Other Application Scenarios

We can find many other scenarios that we can leverage a similar hardware platform and tracking technologies. Below are a few that we are currently looking into:

  1. Teleconferencing/ video-chat: provide better sound and can deliver stereo while focusing camera on the user.
  2. Gesture interface: (i) “talk-to-the-hand” gesture would switch off speech recognition (and optionally mute speakers, etc.) until switched back on manually or using another gesture. (ii) “let me talk” gesture would mute speakers in a Media-Center or X-Box scenario so the user can use speech rec. to choose a TV channel name or pick media files, (iii) Attention-sensitive speech input: Depending on which window the user is focused on, speech input adapts to the application associated with that window. (iv) Hand and finger trackingfor controlling things / tablet-like interface.
  3. Power management of mobile computers: About half of the battery on a laptop is consumed on backlights of the screen. A user may only spend a fraction of the time looking at the screen while it is on. If we can turn off the screen if the user looks away, we may be able to save a significant amount, say 25%, of the battery. On the other hand, when the user is reading a long message, the screen should not be shut down automatically, like the current laptops do.
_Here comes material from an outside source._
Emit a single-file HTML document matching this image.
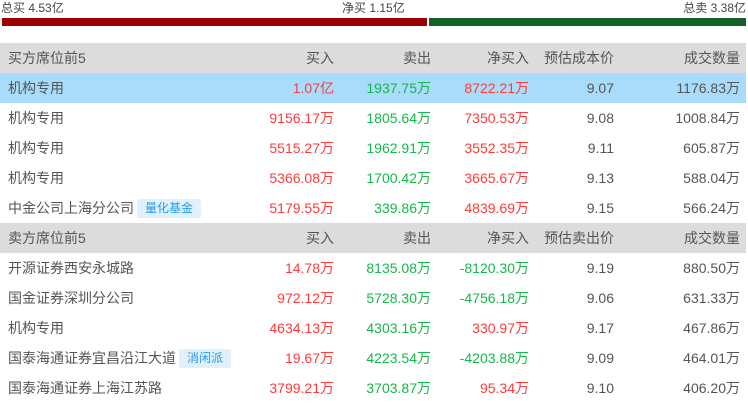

We are investigating this area jointly with Windows Hardware Innovation Group.
  4. Voice activated stillcamera: say cheese and the camera focuses on the user, begins a countdown and takes a picture.
  5. Surveillance: Microphones detect events, correlate sound location with visual events, and log them.
  6. Applications in Robotics: User awareness and robust speech recognition are critical for robotics; we expand upon the possibilities in the next section.

Future Research Directions

Joint audio-visual processing is a very active research area. Although we believe we have tackled three important problems, we have only scratched the surface of this rich area. There is a lot of room to improve and many remain to be explored.